The new assistant, powered by Anthropic’s Claude models, is designed to help citizens navigate government services and receive tailored, context-aware guidance. The initial focus will be on employment-related services, supporting people who are entering or re-entering the workforce by helping them find jobs, access training opportunities, and understand the support available based on their individual circumstances.
The project builds on a Memorandum of Understanding signed in February 2025 between Anthropic and the UK government, aimed at exploring how frontier AI can be applied safely and effectively to public-sector use cases. Since then, Anthropic and DSIT have been working closely to identify practical deployments that prioritize reliability, transparency, and user trust.
According to Anthropic, the GOV.UK AI assistant is an agentic system that goes beyond answering static questions. It will actively guide users through government processes, maintain context across interactions so users do not need to repeat information, and give individuals full control over what data is remembered. All personal data will be handled in line with UK data protection laws, with opt-out options available at any time.
We’re excited to partner with the UK government to help deliver on the AI Opportunities Action Plan,
said Pip White, Head of UK, Ireland and Northern Europe at Anthropic.
This partnership demonstrates how frontier AI can be deployed safely for the public benefit and sets a standard for how governments can integrate AI into essential services.
A key objective of the collaboration is also capability-building inside government. Anthropic engineers will work alongside civil servants and developers at the Government Digital Service, with the aim of ensuring the UK government can independently operate and maintain the system over time. The pilot follows DSIT’s “Scan, Pilot, Scale” framework, allowing for controlled testing and iteration before any wider rollout.

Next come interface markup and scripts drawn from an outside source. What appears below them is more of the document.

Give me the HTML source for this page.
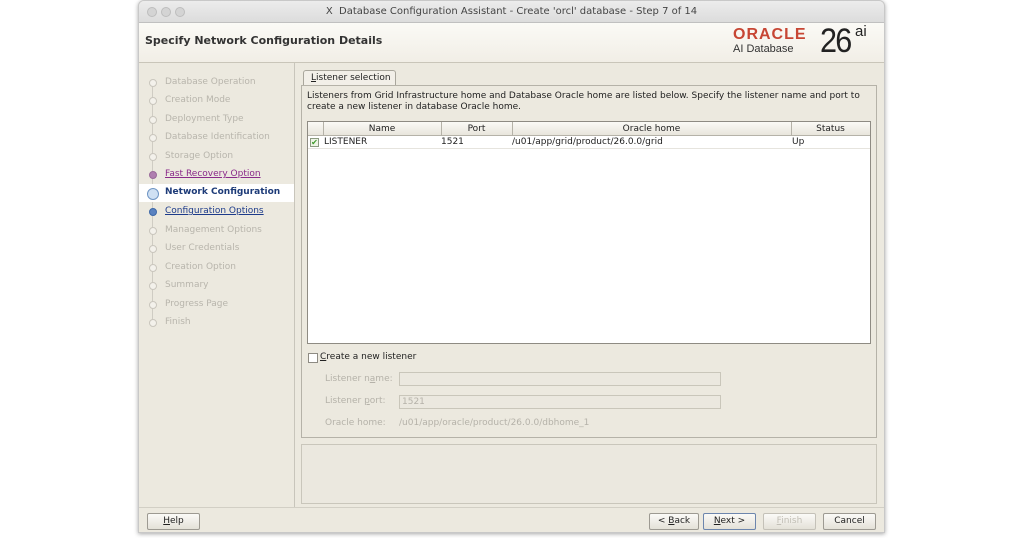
<!DOCTYPE html>
<html><head><style>
*{margin:0;padding:0;box-sizing:border-box}
body{width:1024px;height:538px;background:#fff;position:relative;font-family:"DejaVu Sans","Liberation Sans",sans-serif;font-size:9px;color:#222;overflow:hidden}
.a{position:absolute}
.win{left:138px;top:0;width:747px;height:533px;border:1px solid #c8c8c8;border-radius:6px 6px 0 0;background:#ece9df;box-shadow:0 1px 4px rgba(0,0,0,.35);overflow:hidden}
.tb{left:0;top:0;width:745px;height:22px;background:linear-gradient(#ececec,#dcdcdc);border-bottom:1px solid #c0c0c0;text-align:center;font:10px "DejaVu Sans",sans-serif;color:#444;line-height:22px}
.dot{top:6px;width:10px;height:10px;border-radius:50%;background:#d4d4d4;border:1px solid #bdbdbd}
.hd{left:0;top:22px;width:745px;height:40px;background:linear-gradient(#fbfaf6,#f1eee6);border-bottom:1px solid #c9c5b9}
.step{left:26px;color:#b8b5ac;font-size:9px}
.st{left:10px;width:8px;height:8px;border-radius:50%;border:1px solid #c9c6bd;background:#f3f1eb}
.field{border:1px solid #c9c6ba;background:#ebe8df;height:14px}
.btn{height:17px;border:1px solid #9d9a92;border-radius:2px;background:linear-gradient(#fbfaf7,#e4e1d8);text-align:center;line-height:15px;font-size:9px}
</style></head><body>
<div class="a win">
 <div class="a tb">X&nbsp; Database Configuration Assistant - Create 'orcl' database - Step 7 of 14</div>
 <div class="a dot" style="left:8px"></div><div class="a dot" style="left:22px"></div><div class="a dot" style="left:36px"></div>
 <div class="a hd">
  <div class="a" style="left:6px;top:11px;font-weight:bold;font-size:11px;color:#333">Specify Network Configuration Details</div>
  <div class="a" style="left:594px;top:3px;font:bold 16px 'Liberation Sans',sans-serif;color:#c74634;letter-spacing:1px">ORACLE</div>
  <div class="a" style="left:594px;top:20px;font:11px 'Liberation Sans',sans-serif;color:#333">AI Database</div>
  <div class="a" style="left:681px;top:-1px;font:34px 'Liberation Sans',sans-serif;color:#222;letter-spacing:-2px;transform:scaleX(.9);transform-origin:left">26</div>
  <div class="a" style="left:716px;top:0px;font:15px 'Liberation Sans',sans-serif;color:#222">ai</div>
 </div>
 <div class="a" style="left:155px;top:62px;width:1px;height:445px;background:#c8c5bb"></div>
 <div class="a" style="left:13px;top:82px;width:1px;height:242px;background:#cfccc3"></div>
 <div class="a" style="left:0;top:183px;width:155px;height:18px;background:#fff"></div>
 <div class="a st" style="top:78px"></div><div class="a step" style="top:76px">Database Operation</div>
 <div class="a st" style="top:96px"></div><div class="a step" style="top:94px">Creation Mode</div>
 <div class="a st" style="top:115px"></div><div class="a step" style="top:113px">Deployment Type</div>
 <div class="a st" style="top:133px"></div><div class="a step" style="top:131px">Database Identification</div>
 <div class="a st" style="top:152px"></div><div class="a step" style="top:150px">Storage Option</div>
 <div class="a st" style="top:170px;background:#b07fb0;border-color:#9a6a9a"></div><div class="a step" style="top:168px;color:#8a2a8a;text-decoration:underline">Fast Recovery Option</div>
 <div class="a st" style="top:187px;left:8px;width:12px;height:12px;background:#cfe0f3;border-color:#6f95c4"></div><div class="a step" style="top:186px;color:#1d3b78;font-weight:bold">Network Configuration</div>
 <div class="a st" style="top:207px;background:#5a82c0;border-color:#3d68a8"></div><div class="a step" style="top:205px;color:#1d3b8a;text-decoration:underline">Configuration Options</div>
 <div class="a st" style="top:226px"></div><div class="a step" style="top:224px">Management Options</div>
 <div class="a st" style="top:244px"></div><div class="a step" style="top:242px">User Credentials</div>
 <div class="a st" style="top:263px"></div><div class="a step" style="top:261px">Creation Option</div>
 <div class="a st" style="top:281px"></div><div class="a step" style="top:279px">Summary</div>
 <div class="a st" style="top:300px"></div><div class="a step" style="top:298px">Progress Page</div>
 <div class="a st" style="top:318px"></div><div class="a step" style="top:316px">Finish</div>
 <div class="a" style="left:164px;top:69px;width:93px;height:16px;border:1px solid #a9a69c;border-bottom:none;border-radius:3px 3px 0 0;background:#f2efe8;padding:2px 0 0 7px"><u>L</u>istener selection</div>
 <div class="a" style="left:162px;top:84px;width:576px;height:353px;border:1px solid #b5b2a8;background:#ece9df"></div>
 <div class="a" style="left:168px;top:90px;width:560px;line-height:11px">Listeners from Grid Infrastructure home and Database Oracle home are listed below. Specify the listener name and port to create a new listener in database Oracle home.</div>
 <div class="a" style="left:168px;top:120px;width:564px;height:223px;border:1px solid #8e8b83;background:#fff">
  <div class="a" style="left:0;top:0;width:562px;height:14px;background:linear-gradient(#fbfaf6,#e8e5dc);border-bottom:1px solid #b5b2a8"></div>
  <div class="a" style="left:15px;top:0;width:1px;height:14px;background:#b5b2a8"></div>
  <div class="a" style="left:133px;top:0;width:1px;height:14px;background:#b5b2a8"></div>
  <div class="a" style="left:204px;top:0;width:1px;height:14px;background:#b5b2a8"></div>
  <div class="a" style="left:483px;top:0;width:1px;height:14px;background:#b5b2a8"></div>
  <div class="a" style="left:15px;top:2px;width:118px;text-align:center">Name</div>
  <div class="a" style="left:133px;top:2px;width:71px;text-align:center">Port</div>
  <div class="a" style="left:204px;top:2px;width:279px;text-align:center">Oracle home</div>
  <div class="a" style="left:483px;top:2px;width:79px;text-align:center">Status</div>
  <div class="a" style="left:0;top:14px;width:562px;height:13px;border-bottom:1px solid #e6e4de"></div>
  <div class="a" style="left:2px;top:16px;width:9px;height:9px;border:1px solid #8c9a80;background:#eef5e6;color:#3d9a2a;font-size:8px;line-height:8px;text-align:center">✔</div>
  <div class="a" style="left:16px;top:15px">LISTENER</div>
  <div class="a" style="left:133px;top:15px">1521</div>
  <div class="a" style="left:204px;top:15px">/u01/app/grid/product/26.0.0/grid</div>
  <div class="a" style="left:484px;top:15px">Up</div>
 </div>
 <div class="a" style="left:169px;top:352px;width:10px;height:10px;border:1px solid #8e8b83;background:#fff"></div>
 <div class="a" style="left:181px;top:351px"><u>C</u>reate a new listener</div>
 <div class="a" style="left:186px;top:373px;color:#b5b2a9">Listener n<u>a</u>me:</div>
 <div class="a field" style="left:260px;top:371px;width:322px"></div>
 <div class="a" style="left:186px;top:395px;color:#b5b2a9">Listener <u>p</u>ort:</div>
 <div class="a field" style="left:260px;top:394px;width:322px;color:#b5b2a9;padding:1px 0 0 2px">1521</div>
 <div class="a" style="left:186px;top:417px;color:#b5b2a9">Oracle home:</div>
 <div class="a" style="left:260px;top:417px;color:#b5b2a9">/u01/app/oracle/product/26.0.0/dbhome_1</div>
 <div class="a" style="left:162px;top:443px;width:576px;height:60px;border:1px solid #c9c6bb;background:#ebe8df"></div>
 <div class="a" style="left:0;top:506px;width:745px;height:1px;background:#d2cfc5"></div>
 <div class="a btn" style="left:8px;top:512px;width:53px"><u>H</u>elp</div>
 <div class="a btn" style="left:510px;top:512px;width:50px">&lt; <u>B</u>ack</div>
 <div class="a btn" style="left:564px;top:512px;width:53px;border-color:#6d86ad"><u>N</u>ext &gt;</div>
 <div class="a btn" style="left:624px;top:512px;width:53px;color:#c2bfb6;border-color:#c4c1b8"><u>F</u>inish</div>
 <div class="a btn" style="left:684px;top:512px;width:53px">Cancel</div>
</div>
</body></html>
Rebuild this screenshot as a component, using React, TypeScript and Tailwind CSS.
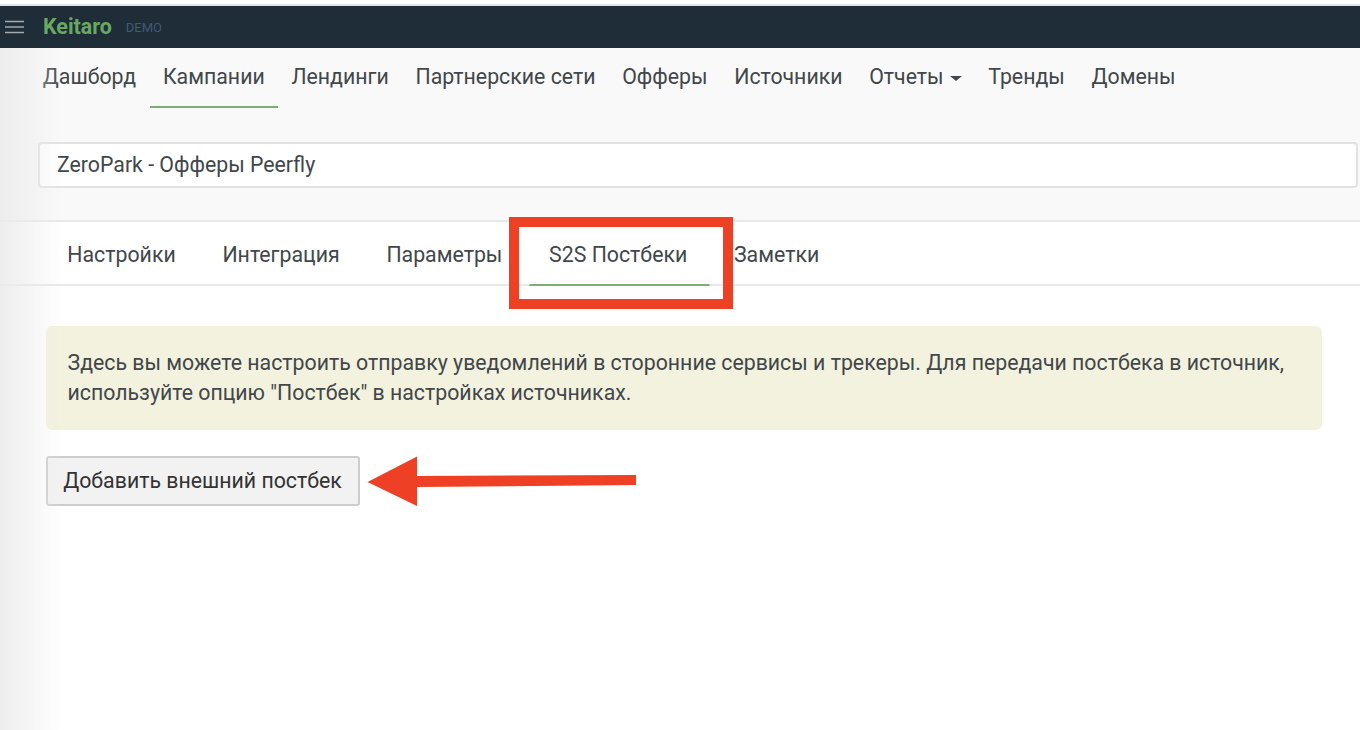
const nav = ["Дашборд", "Кампании", "Лендинги", "Партнерские сети", "Офферы", "Источники", "Отчеты", "Тренды", "Домены"];
const tabs = ["Настройки", "Интеграция", "Параметры", "S2S Постбеки", "Заметки"];

export default function App() {
  return (
    <div className="relative h-[730px] w-[1360px] overflow-hidden bg-white font-['Roboto',sans-serif] text-[#41474a]">
      <div className="h-[6px] border-b-2 border-[#e4e4e4] bg-white" />
      <header className="flex h-[42px] items-center bg-[#1f2d38] pl-[5px]">
        <svg width="20" height="14" viewBox="0 0 20 14" className="text-[#a3a9ad]">
          <path d="M0 1.5h19M0 7h19M0 12.5h19" stroke="currentColor" strokeWidth="1.6" />
        </svg>
        <span className="ml-[18px] text-[21.4px] font-bold leading-none text-[#69a860]">Keitaro</span>
        <span className="ml-[14px] mt-[2px] text-[13px] text-[#3f5a73]">DEMO</span>
      </header>
      <div className="bg-[#f9f9f9]">
        <nav className="flex h-[60px] pl-[29.5px]">
          {nav.map((n) => (
            <div key={n} className={`flex h-[60px] items-start whitespace-nowrap px-[13.35px] pt-[16px] text-[21.3px] leading-[26px] ${n === "Кампании" ? "border-b-2 border-[#7aae72]" : ""}`}>
              {n}
              {n === "Отчеты" && <span className="ml-[6px] mt-[12px] h-0 w-0 border-x-[6px] border-t-[5px] border-x-transparent border-t-[#41474a]" />}
            </div>
          ))}
        </nav>
        <div className="h-[112px] pl-[38px] pt-[34px]">
          <div className="flex h-[46px] w-[1320px] items-center rounded-[4px] border-2 border-[#e2e2e2] bg-white pl-[17px] text-[21.3px]">ZeroPark - Офферы Peerfly</div>
        </div>
      </div>
      <div className="flex h-[66px] border-y-2 border-[#e9e9e9] pl-[44px]">
        {tabs.map((t) => (
          <div key={t} className="relative flex h-[62px] items-start whitespace-nowrap px-[23.35px] pt-[20px] text-[21.3px] leading-[26px]">
            {t}
            {t === "S2S Постбеки" && <span className="absolute bottom-[-2px] left-[3.5px] right-[0.5px] h-[2px] rounded-t-[2px] bg-[#7aae72]" />}
          </div>
        ))}
      </div>
      <div className="pl-[46px] pt-[40px]">
        <div className="h-[104px] w-[1276px] rounded-[6px] bg-[#f3f2df] px-[21.5px] py-[22px] text-[21.3px] leading-[30px]">
          Здесь вы можете настроить отправку уведомлений в сторонние сервисы и трекеры. Для передачи постбека в источник, используйте опцию "Постбек" в настройках источниках.
        </div>
        <button className="mt-[26px] flex h-[50px] w-[314px] items-center justify-center rounded-[3px] border-2 border-[#cdcdcd] bg-[#f2f2f2] pr-[1px] text-[21.3px] text-[#333]">Добавить внешний постбек</button>
      </div>
      <div className="pointer-events-none absolute bottom-0 left-0 top-[48px] w-[62px] bg-gradient-to-r from-[#ebebeb] to-transparent opacity-90" />
      <div className="pointer-events-none absolute left-[509px] top-[217px] h-[92px] w-[224px] border-[10px] border-[#ee4024]" />
      <svg className="pointer-events-none absolute left-[365px] top-[455px]" width="275" height="54" viewBox="0 0 275 54">
        <path d="M2.5 27L52 1.5V21L271 20V30L52 32V51Z" fill="#ee4024" />
      </svg>
    </div>
  );
}
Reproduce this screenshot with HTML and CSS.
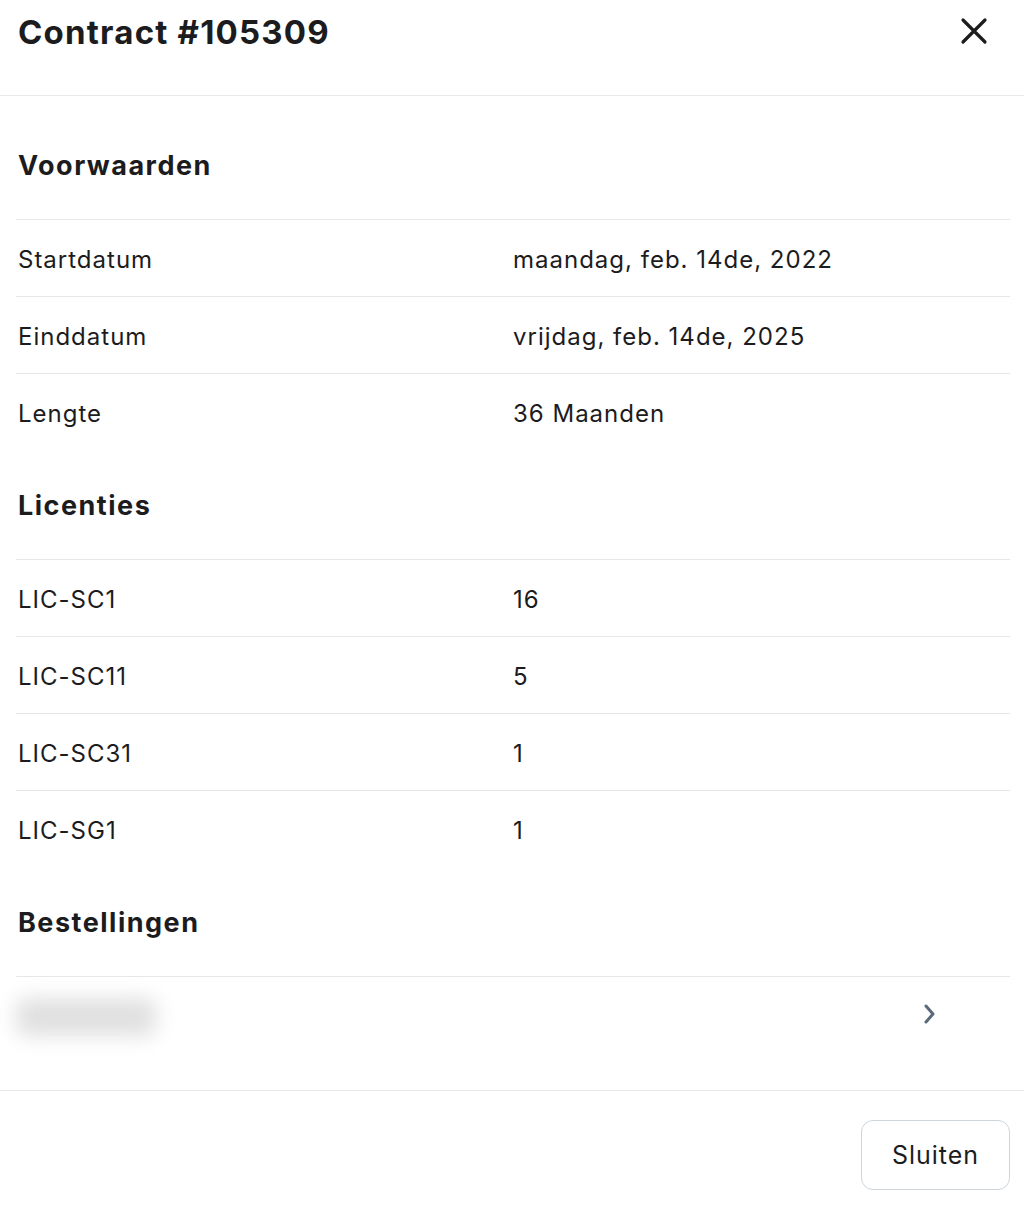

The initiative forms part of Anthropic’s broader investment in the UK, including collaboration with the UK AI Security Institute on model evaluation and safety, expansion of its London office, and partnerships with universities, enterprises, and public institutions. It also reflects a wider global trend of governments working with AI providers to deploy technology for public benefit, following similar Anthropic-backed education initiatives in Iceland and Rwanda.